Copy from the first line below down to and including the line with "const teeth = [0, 45, 90, 135, 180, 225, 270, 315];". Skip the pictures.

>> start

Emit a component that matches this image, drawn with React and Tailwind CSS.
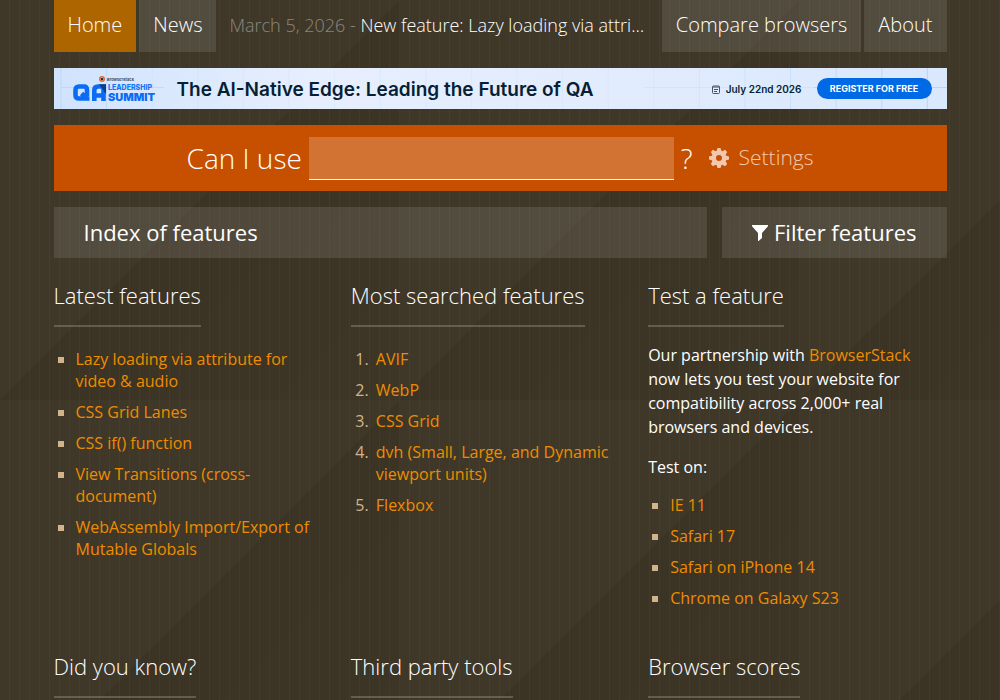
import { useState } from "react";

const latestFeatures = [
  "Lazy loading via attribute for video & audio",
  "CSS Grid Lanes",
  "CSS if() function",
  "View Transitions (cross-document)",
  "WebAssembly Import/Export of Mutable Globals"
];

const mostSearched = [
  "AVIF",
  "WebP",
  "CSS Grid",
  "dvh (Small, Large, and Dynamic viewport units)",
  "Flexbox"
];

const testTargets = [
  "IE 11",
  "Safari 17",
  "Safari on iPhone 14",
  "Chrome on Galaxy S23"
];

const teeth = [0, 45, 90, 135, 180, 225, 270, 315];

function GearIcon() {
  return (
    <svg viewBox="-10 -10 20 20" className="size-5 shrink-0" aria-hidden="true">
      <circle r="5.2" fill="none" stroke="currentColor" strokeWidth="4.4" />
      {teeth.map((angle) => (
        <path
          key={angle}
          d="M-2.6 -6.4 L-1.5 -10 L1.5 -10 L2.6 -6.4 Z"
          fill="currentColor"
          transform={`rotate(${angle})`}
        />
      ))}
    </svg>
  );
}

function FilterIcon() {
  return (
    <svg viewBox="0 0 16 16" className="size-4 shrink-0" aria-hidden="true">
      <path
        d="M0 0H16V1.2L10 8V13L6.6 16H6V8L0 1.2Z"
        fill="currentColor"
      />
    </svg>
  );
}

function CalendarIcon() {
  return (
    <svg viewBox="0 0 8 9" className="h-[9px] w-2 shrink-0" aria-hidden="true">
      <rect x="0.5" y="1" width="7" height="7.5" rx="1" fill="none" stroke="#4b5563" />
      <path d="M0.5 2H7.5M2 4.5H6M2 6.5H5" stroke="#4b5563" />
    </svg>
  );
}

function SummitLogo() {
  return (
    <svg
      viewBox="0 0 88 30"
      className="h-[30px] w-[88px] shrink-0"
      fontFamily="Inter, sans-serif"
      aria-label="BrowserStack QA Leadership Summit"
    >
      <circle cx="30" cy="5" r="2.2" fill="#fff" stroke="#e0653a" strokeWidth="1.6" />
      <circle cx="30" cy="5" r="1.2" fill="#17324d" />
      <text x="35" y="7" fontSize="4" fontWeight="600" fill="#333a45">
        BrowserStack
      </text>
      <g fill="none" stroke="#0a6cf5" strokeWidth="4.6">
        <path
          d="M15 22V16Q15 12.500 12 12.500H7Q3.500 12.500 3.500 16V21Q3.500 24.500 7 24.500H17.500M9.500 19.500L15 24.500"
          strokeLinejoin="round"
        />
        <path d="M22.300 27V16.500Q22.300 12.500 26 12.500H31.500V27M22.300 21.500H31" />
      </g>
      <path d="M27 10.200H34V20Z" fill="#0a3f86" />
      <text x="36" y="15.5" fontSize="7" fontWeight="800" fill="#1474f5">
        LEADERSHIP
      </text>
      <text x="36" y="27" fontSize="11" fontWeight="900" fill="#0a6cf5">
        SUMMIT
      </text>
    </svg>
  );
}

function BannerGrid() {
  const lines = Array.from({ length: 20 }, (_, i) => 7 + i * 45.6);
  return (
    <svg
      viewBox="0 0 893 41"
      preserveAspectRatio="none"
      className="absolute inset-0 size-full"
      aria-hidden="true"
    >
      <g stroke="#a9cdf8">
        {lines.map((x, i) => (
          <path
            key={x}
            d={`M${x} 0V41`}
            strokeOpacity={i < 2 ? 0.5 : i < 14 ? 0.15 : 0.1 + (i - 13) * 0.1}
          />
        ))}
        <path d="M7 19.500H110" strokeOpacity="0.5" />
        <path d="M590 19.500H760" strokeOpacity="0.2" />
        <path d="M760 19.500H893" strokeOpacity="0.7" />
      </g>
    </svg>
  );
}

function Banner() {
  return (
    <a
      href="#summit"
      className="relative mt-4 block h-[41px] overflow-hidden bg-linear-to-r from-[#d0e3fd] via-[#e7effe] via-30% to-[#dae8fd] font-['Inter',sans-serif] text-[#071f35]"
    >
      <BannerGrid />
      <span className="relative flex h-full items-center pr-[15px] pl-[18px]">
        <SummitLogo />
        <span className="ml-[17px] pt-[3px] text-[19px] font-semibold">
          The AI-Native Edge: Leading the Future of QA
        </span>
        <span className="ml-auto flex items-center gap-1.5 pt-0.5 text-[10px] font-semibold">
          <CalendarIcon />
          July 22nd 2026
        </span>
        <span className="ml-[15px] flex h-[21px] w-[115px] items-center justify-center rounded-full bg-[#0069e6] text-[9px] font-bold text-white">
          REGISTER FOR FREE
        </span>
      </span>
    </a>
  );
}

function Heading({ children }) {
  return (
    <h2 className="inline-block border-b-2 border-white/20 pb-4 align-top text-[22px] leading-[28px] font-light">
      {children}
    </h2>
  );
}

function SquareList({ items }) {
  return (
    <ul className="pl-1 leading-[22px]">
      {items.map((item) => (
        <li key={item} className="mb-[9px] flex gap-3">
          <span className="mt-[9px] size-1.5 shrink-0 bg-[#d2b48c]" />
          <a href="#feature" className="text-[#ee8c00] hover:underline">
            {item}
          </a>
        </li>
      ))}
    </ul>
  );
}

function NavLink({ active, children }) {
  return (
    <a
      href="#nav"
      className={`flex shrink-0 items-center px-3.5 pb-0.5 text-xl font-light ${
        active ? "bg-[#ad6500]" : "bg-white/10"
      }`}
    >
      {children}
    </a>
  );
}

export default function App() {
  const [query, setQuery] = useState("");

  return (
    <div className="h-screen overflow-hidden bg-[repeating-linear-gradient(90deg,transparent_0,transparent_9px,rgba(255,255,255,0.03)_9px,rgba(255,255,255,0.03)_10px),linear-gradient(135deg,#3f3829_0,#3f3829_50%,#3b3425_50%,#3d3627_100%)] bg-size-[400px_400px] font-['Open_Sans',sans-serif] text-base text-white">
      <div className="mx-auto w-[89.3%]">
        <nav className="flex h-[52px] gap-[3px]">
          <NavLink active>Home</NavLink>
          <NavLink>News</NavLink>
          <p className="flex min-w-0 flex-1 pr-3 pl-2.5 text-lg leading-[50px] font-light">
            <span className="shrink-0 whitespace-pre text-white/40">March 5, 2026 - </span>
            <a href="#news" className="min-w-0 truncate">
              New feature: Lazy loading via attribute
            </a>
          </p>
          <NavLink>Compare browsers</NavLink>
          <NavLink>About</NavLink>
        </nav>

        <Banner />

        <form
          className="mt-4 flex h-[66px] items-center justify-center bg-[#c75000] font-light"
          onSubmit={(e) => e.preventDefault()}
        >
          <label htmlFor="query" className="text-[28px]">
            Can I use
          </label>
          <input
            id="query"
            type="text"
            value={query}
            onChange={(e) => setQuery(e.target.value)}
            className="mx-[7px] h-[43px] w-[365px] border-b border-white bg-white/20 px-2 text-[28px] focus:outline-none"
          />
          <span className="text-[28px]">?</span>
          <button
            type="button"
            className="ml-4 flex items-center gap-2.5 text-[21px] text-[#f2c9ae]"
          >
            <GearIcon />
            Settings
          </button>
        </form>

        <div className="mt-4 flex gap-[15px] text-[22px]">
          <a href="#index" className="flex h-[51px] flex-1 items-center bg-white/10 px-[30px]">
            Index of features
          </a>
          <button
            type="button"
            className="flex h-[51px] items-center gap-1.5 bg-white/10 px-[30px]"
          >
            <FilterIcon />
            Filter features
          </button>
        </div>

        <main className="mt-[23px] grid grid-cols-3 pr-px">
          <section className="h-[371px] pr-[30px]">
            <Heading>Latest features</Heading>
            <div className="mt-[21px]">
              <SquareList items={latestFeatures} />
            </div>
          </section>

          <section className="pr-[30px]">
            <Heading>Most searched features</Heading>
            <ol className="mt-[21px] list-decimal pl-[22px] leading-[22px]">
              {mostSearched.map((item) => (
                <li key={item} className="mb-[9px] pl-[3px] marker:text-[#d2b48c]">
                  <a href="#feature" className="text-[#ee8c00] hover:underline">
                    {item}
                  </a>
                </li>
              ))}
            </ol>
          </section>

          <section className="pr-[30px]">
            <Heading>Test a feature</Heading>
            <p className="mt-4">
              Our partnership with{" "}
              <a href="#browserstack" className="text-[#ee8c00] hover:underline">
                BrowserStack
              </a>{" "}
              now lets you test your website for compatibility across 2,000+ real
              browsers and devices.
            </p>
            <p className="mt-4 mb-[15px]">Test on:</p>
            <SquareList items={testTargets} />
          </section>

          <section>
            <Heading>Did you know?</Heading>
          </section>
          <section>
            <Heading>Third party tools</Heading>
          </section>
          <section>
            <Heading>Browser scores</Heading>
          </section>
        </main>
      </div>
    </div>
  );
}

>> end

## EXERCISE SOLUTION
Emit a component that matches this image, drawn with React and Tailwind CSS.
import { useState } from "react";

const latestFeatures = [
  "Lazy loading via attribute for video & audio",
  "CSS Grid Lanes",
  "CSS if() function",
  "View Transitions (cross-document)",
  "WebAssembly Import/Export of Mutable Globals"
];

const mostSearched = [
  "AVIF",
  "WebP",
  "CSS Grid",
  "dvh (Small, Large, and Dynamic viewport units)",
  "Flexbox"
];

const testTargets = [
  "IE 11",
  "Safari 17",
  "Safari on iPhone 14",
  "Chrome on Galaxy S23"
];

const teeth = [0, 45, 90, 135, 180, 225, 270, 315];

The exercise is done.